EESS Ph.D. Dissertation Defense - Justine Kimball
This talk comprises the public portion of the PhD dissertation defense from approximately 9:00 am -10:00 am
Department: Environmental Earth System Science
Graduate Student: Justine Kimball
Advisor: Robert Dunbar
Title: Isotope Geochemistry of Deep-sea Corals: Paleoenvironmental Proxy Development.

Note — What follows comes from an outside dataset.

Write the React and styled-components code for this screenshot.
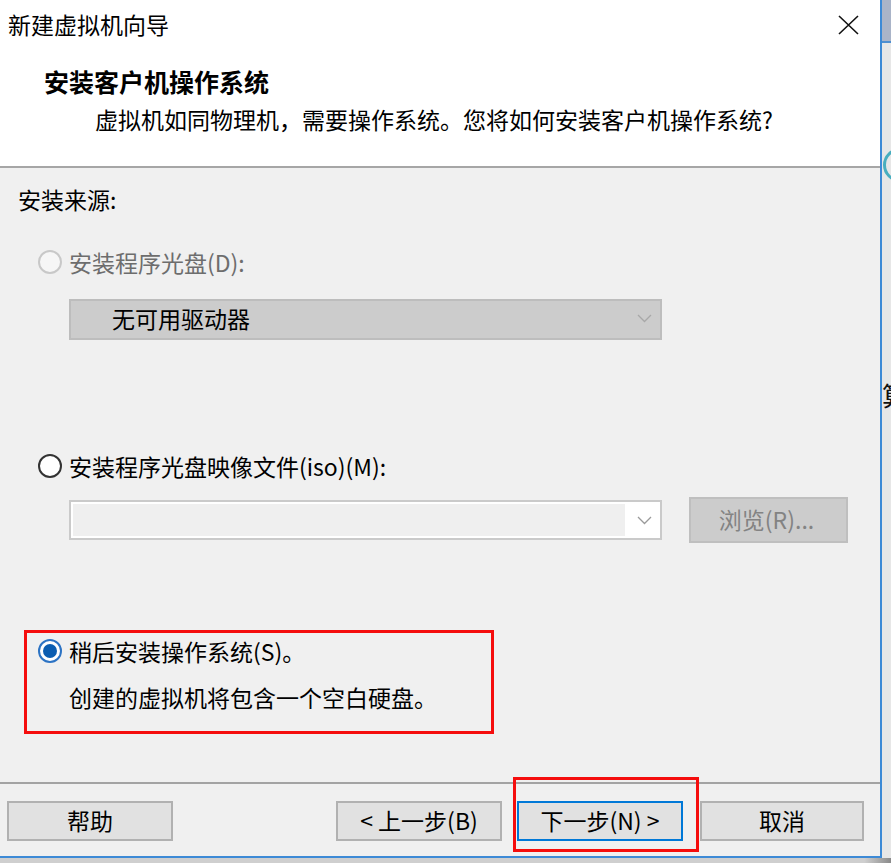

Abstract: Inhabiting areas of the ocean where paleoenvironmental records are sparse, deep-sea corals represent valuable yet largely untapped Holocene records of intermediate and deep ocean variability. These archives could give valuable insight into the natural variability of areas of the ocean that play an active role in large-scale climate dynamics. Living in near constant temperature, salinity and pH, and with the slowest calcification rates recorded, deep-sea corals can also provide valuable constraints on processes driving mineral equilibrium and disequilibrium signatures. Despite deep-sea corals having been indicated as potential proxies for some time, however, few records of paleoenvironmental conditions have been produced using deep-sea corals and none of these have been temperature records. The research covered in this dissertation further develops two methods for extracting temperatures from deep-sea corals. In the first, bulk δ18O and δ13C are explored in a group of calcitic octocorals and a new calibration for temperature extraction in proposed. Secondly, I report new data to further develop “clumped” isotopes as a paleothermometer in deep-sea corals as well as to investigate mineral-specific, taxon-specific, and growth-rate related effects. Carbonate clumped isotope thermometry is based on the abundance of the doubly-substituted isotopologue 13C18O16O2 in carbonate minerals and is a new and exciting method for extracting temperatures from biogenic carbonates. Deep-sea coral records of paleoventilation from the tropical and subtropical Pacific are also presented using paired 230Th-U and 14C measurements.